Foie gras isn’t forever
In 2004, California enacted a law I wrote that gave the foie gras industry until July 2012 to find an alternative to force-feeding ducks. That deadline is fast approaching.
Foie gras, French for “fatty liver,” is produced from the diseased and grossly enlarged liver of a duck or goose that has been force-fed grain. Multiple times each day for several weeks before slaughter, a pipe is shoved down the birds’ throats and they’re pumped full of mash, causing their livers to swell to more than 10 times normal size. The resulting fatty liver is served in fewer than 1% of California’s restaurants. Most people would find it hard to stomach eating any part of a diseased animal, but in the case of foie gras, it’s the diseased organ itself on which consumers dine.

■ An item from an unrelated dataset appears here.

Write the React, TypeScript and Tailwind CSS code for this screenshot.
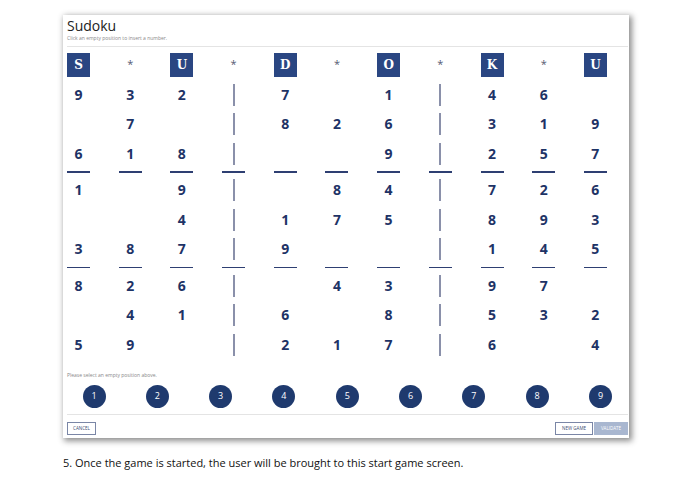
const header = ['S', '*', 'U', '*', 'D', '*', 'O', '*', 'K', '*', 'U'];

// 9x9 board, '' = empty
const board: string[][] = [
  ['9', '3', '2', '7', '', '1', '4', '6', ''],
  ['', '7', '', '8', '2', '6', '3', '1', '9'],
  ['6', '1', '8', '', '', '9', '2', '5', '7'],
  ['1', '', '9', '', '8', '4', '7', '2', '6'],
  ['', '', '4', '1', '7', '5', '8', '9', '3'],
  ['3', '8', '7', '9', '', '', '1', '4', '5'],
  ['8', '2', '6', '', '4', '3', '9', '7', ''],
  ['', '4', '1', '6', '', '8', '5', '3', '2'],
  ['5', '9', '', '2', '1', '7', '6', '', '4'],
];

const font = { fontFamily: '"Open Sans", "Noto Sans", sans-serif' };

function Row({ cells }: { cells: string[] }) {
  const items = [...cells.slice(0, 3), '|', ...cells.slice(3, 6), '|', ...cells.slice(6)];
  return (
    <div className="flex justify-between h-[29.5px] items-center">
      {items.map((c, i) =>
        c === '|' ? (
          <div key={i} className="w-[23px] flex justify-center">
            <div className="w-[2px] h-[22px] bg-[#8a90aa]" />
          </div>
        ) : (
          <div key={i} className="w-[23px] text-center text-[14px] font-bold text-[#1e3366] leading-none">
            {c}
          </div>
        )
      )}
    </div>
  );
}

function Rule() {
  return (
    <div className="flex justify-between h-[7px] items-center">
      {Array.from({ length: 11 }).map((_, i) => (
        <div key={i} className="w-[23px] h-[1.5px] bg-[#2e3f72]" />
      ))}
    </div>
  );
}

export default function App() {
  return (
    <div className="w-[695px] h-[494px] bg-white" style={font}>
      <div className="pt-[15px] pl-[63px]">
        <div className="w-[566px] h-[423px] bg-white shadow-[2px_2px_6px_1px_rgba(0,0,0,0.45)] pl-[4px] pr-[1px] flex flex-col">
          <div className="text-[14px] leading-none text-[#222] mt-[4px]">Sudoku</div>
          <div className="text-[5px] leading-none text-[#888] mt-[3px]">Click an empty position to insert a number.</div>
          <div className="h-px bg-[#e4e4e4] mt-[5px]" />

          <div className="w-[540px] mt-[6px]">
            <div className="flex justify-between items-center h-[24px]">
              {header.map((h, i) =>
                h === '*' ? (
                  <div key={i} className="w-[23px] text-center text-[11px] text-[#555a72] leading-none -mt-[4px]">*</div>
                ) : (
                  <div
                    key={i}
                    className="w-[23px] h-[24px] bg-[#2a4682] text-white text-[12px] font-bold flex items-center justify-center"
                    style={{ fontFamily: '"DejaVu Serif", "Liberation Serif", serif' }}
                  >
                    {h}
                  </div>
                )
              )}
            </div>
            <div className="mt-[3px]">
              <Row cells={board[0]} />
              <Row cells={board[1]} />
              <Row cells={board[2]} />
              <Rule />
              <Row cells={board[3]} />
              <Row cells={board[4]} />
              <Row cells={board[5]} />
              <Rule />
              <Row cells={board[6]} />
              <Row cells={board[7]} />
              <Row cells={board[8]} />
            </div>
          </div>

          <div className="text-[5px] leading-none text-[#888] mt-[13px]">Please select an empty position above.</div>
          <div className="flex justify-between pl-[15.5px] pr-[16px] mt-[7px]">
            {['1', '2', '3', '4', '5', '6', '7', '8', '9'].map((n) => (
              <div key={n} className="w-[23px] h-[23px] rounded-full bg-[#1f3a6e] text-white text-[9px] flex items-center justify-center">
                {n}
              </div>
            ))}
          </div>
          <div className="h-px bg-[#e4e4e4] mt-[6px]" />
          <div className="flex items-center mt-[7px]">
            <div className="w-[29px] h-[13px] border border-[#7a86a6] text-[4.5px] text-[#3a4a70] flex items-center justify-center">CANCEL</div>
            <div className="flex-1" />
            <div className="w-[38px] h-[13px] border border-[#7a86a6] text-[4.5px] text-[#3a4a70] flex items-center justify-center">NEW GAME</div>
            <div className="w-[34px] h-[13px] bg-[#a9b7d0] text-[4.5px] text-white flex items-center justify-center ml-[1px]">VALIDATE</div>
          </div>
        </div>
        <div className="text-[11px] text-[#111] mt-[19px] leading-none" style={{ fontFamily: '"Liberation Sans Narrow", "Open Sans", sans-serif' }}>
          5. Once the game is started, the user will be brought to this start game screen.
        </div>
      </div>
    </div>
  );
}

In drafting my bill, I worked with California’s only foie gras producer — Guillermo Gonzalez with Sonoma Foie Gras — to give the industry time to find an alternative to force-feeding. In turn, Gonzalez urged Gov. Arnold Schwarzenegger’s signature on the bill. At the time he wrote: “I have the moral stature to accept that if within the seven-and-a-half years established by S.B. 1520, science and government don’t arrive to the conclusion that the methods used in our foie gras production are acceptable ... I will be ready to quit.”
Unfortunately, producers have not used those years to develop an alternative production method and instead continue to use the same cruel force-feeding, which means that the wait is over and, come July, the production and sale of foie gras from force-fed animals will be prohibited.
At least I hope they will be.
A group representing the country’s handful of foie gras farmers, including Gonzalez, has launched a petition drive to repeal SB 1520 in advance of the ban’s taking effect. And I just learned that a pro-foie gras group has retained not one but two powerful lobbying firms in Sacramento to seek repeal of the law. One of these firms is the same one that represented Gonzalez in 2004 when he urged enactment of the bill. What happened to “moral stature”?
During the last seven years, awareness of the cruelty of force-feeding has grown. More than 100 California restaurants have voluntarily dropped foie gras from their menus ahead of the ban, and the city councils of Los Angeles, San Diego and San Francisco have passed resolutions commending them for doing so and calling on others to join them.
Wolfgang Puck recently sent a letter to his fellow restaurateurs in the state urging them to join him in supporting the law.
And retailers including Safeway, Costco, Target and Whole Foods Market now refuse to carry foie gras.
These principled actions are in sharp contrast to the handful of restaurants throughout the state that have recently held foie gras feasts in an attempt to rally support for overturning the ban.
It is common sense that birds don’t want to be force-fed several times a day. They don’t want to take in vastly more food than they would otherwise. Not surprisingly, the force-feeding is harmful. The European Union’s Scientific Veterinary Committee reviewed the science on the issue and found that mortality rates for force-fed ducks and geese are 10 to 20 times normal. This finding has led 11 EU countries to ban force-feeding.
And Israel, once the fourth-largest producer of foie gras, has ended the practice in the wake of a ruling by the Israeli Supreme Court that force-feeding violates the country’s animal cruelty laws.
The National Advertising Division of the Better Business Bureau also considered the topic and ruled that claims made by D’Artagnan, the largest U.S. distributor of foie gras, were deceptive and misleading. The prestigious Pew Commission on Industrial Farm Animal Production — chaired by former Kansas Gov. John Carlin and including, among others, former U.S. Secretary of Agriculture Dan Glickman and Dr. Michael Blackwell, former dean of the University of Tennessee’s College of Veterinary Medicine — has also called for an end to force-feeding ducks and geese to make foie gras.
The time has come for this humane and common-sense law to finally take effect. Many years have passed since the Legislature discussed this important issue. We don’t need to re-debate the cruelty of force-feeding. For the sake of animals and the Californians who care about them, we should simply celebrate that the 7 1/2 years of waiting is almost over.
John Burton is the chairman of the California Democratic Party and wrote Senate Bill 1520 while he served as president pro tem of the state Senate in 2004.